El arte peligroso se revela entonces como el más eficaz instrumento para desvelar las vergüenzas del sistema. El rey, como es evidente para cualquier intelecto que se tome en serio la aventura de estar vivo, siempre ha estado desnudo. Desde los jacobinos hasta los situacionistas, pasando por los letristas, surrealistas, dadaístas y otros artistas del crimen, se han ido acumulando manuales de instrucciones subversivas en las cloacas de la Historia. Como estratos de nutrientes sucesivos han ido configurando un suelo fértil donde encontrar alimento para las plantas terribles de las futuras revoluciones. Nada ha concluido. Los surrealistas siguen disparando contra la multitud y nunca dejarán de hacerlo. El problema es que cada vez menos gente es capaz de escuchar las balas. Cada vez menos gente está dispuesto a dispararlas. Al mismo tiempo que la intelectualidad y las diferentes vanguardias se venden a la lógica económica del mercado, a la complicidad indigna con los mecanismos pop de asimilación de lo violento por parte de los publicistas; al mismo tiempo que el arte se desactiva como necesario productor de catarsis y por lo tanto de lo “sublime”, crecen inevitablemente los terrorismos analfabetos de los fundamentalistas de todo signo. En la progresiva infantilización del artista, reducido a la labor de transmitir “moralejas” ,o, en ocasiones, a transitar con falsa y celebrada “ferocidad” los espacios recreativos de lo políticamente correcto, se crean las condiciones necesarias para la proliferación de la violencia reaccionaria que, no nos confundamos, es ejercida tanto desde los cuerpos de policía como desde los grupos armados del analfabetismo religioso. Unos y otros son lo mismo.
Mucho antes de que Burke reflexionara sobre el contenido y la necesariedad de lo sublime, los trágicos griegos ya conocían muy bien el poder catártico de la experiencia estética. Lo terrorífico había de ser llevado a escena. Edipo se arrancaba los ojos para que los espectadores pudieran asistir a la irrupción de lo sublime. Y en la vivencia comunitaria de lo dionisiaco podía producirse la purificación que reconciliara los instintos de afirmación individual y de la construcción del espacio común.
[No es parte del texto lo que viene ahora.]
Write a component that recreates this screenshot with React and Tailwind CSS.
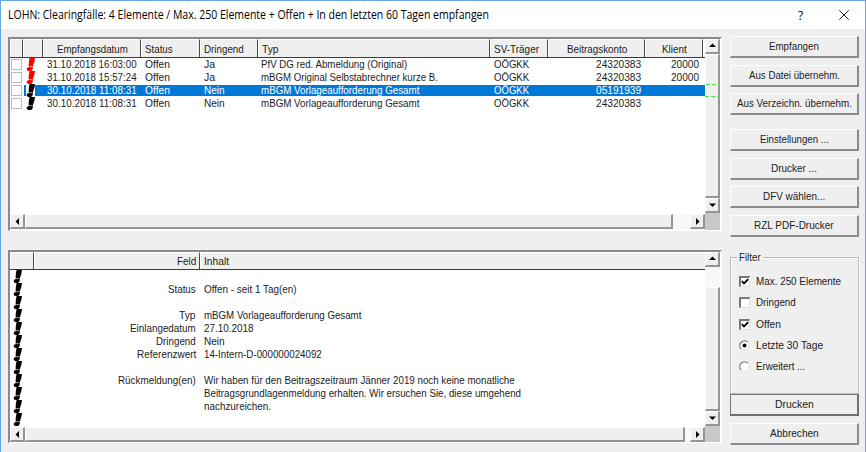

El arte entonces estaba por encima de la política. El hombre por encima de las instituciones. Más de veinticinco siglos después el arte ha sido domesticado hasta el límite de ser una perpetua ilustración del “buen gusto”. Y cuando quiere provocar, demuestra en la mayoría de los casos una ingenuidad tal, que no deja de revelar de un modo inequívoco su falta de diálogo con los artefactos que permanecen en los laberintos subterráneos del verdadero peligro.
Afortunadamente Servando Rocha se ha arriesgado a descender por esos pasillos en los que transitan Jack el Destripador y Raoul Vaneigem, Myra Hindley y Joe Strummer, y ha regresado, suponemos que absorto y alucinado, con este inquietante plano.
De ustedes depende unirse al baile.
La Facción Caníbal. Historia del Vandalismo Ilustrado, de Servando Rocha, La felguera editores.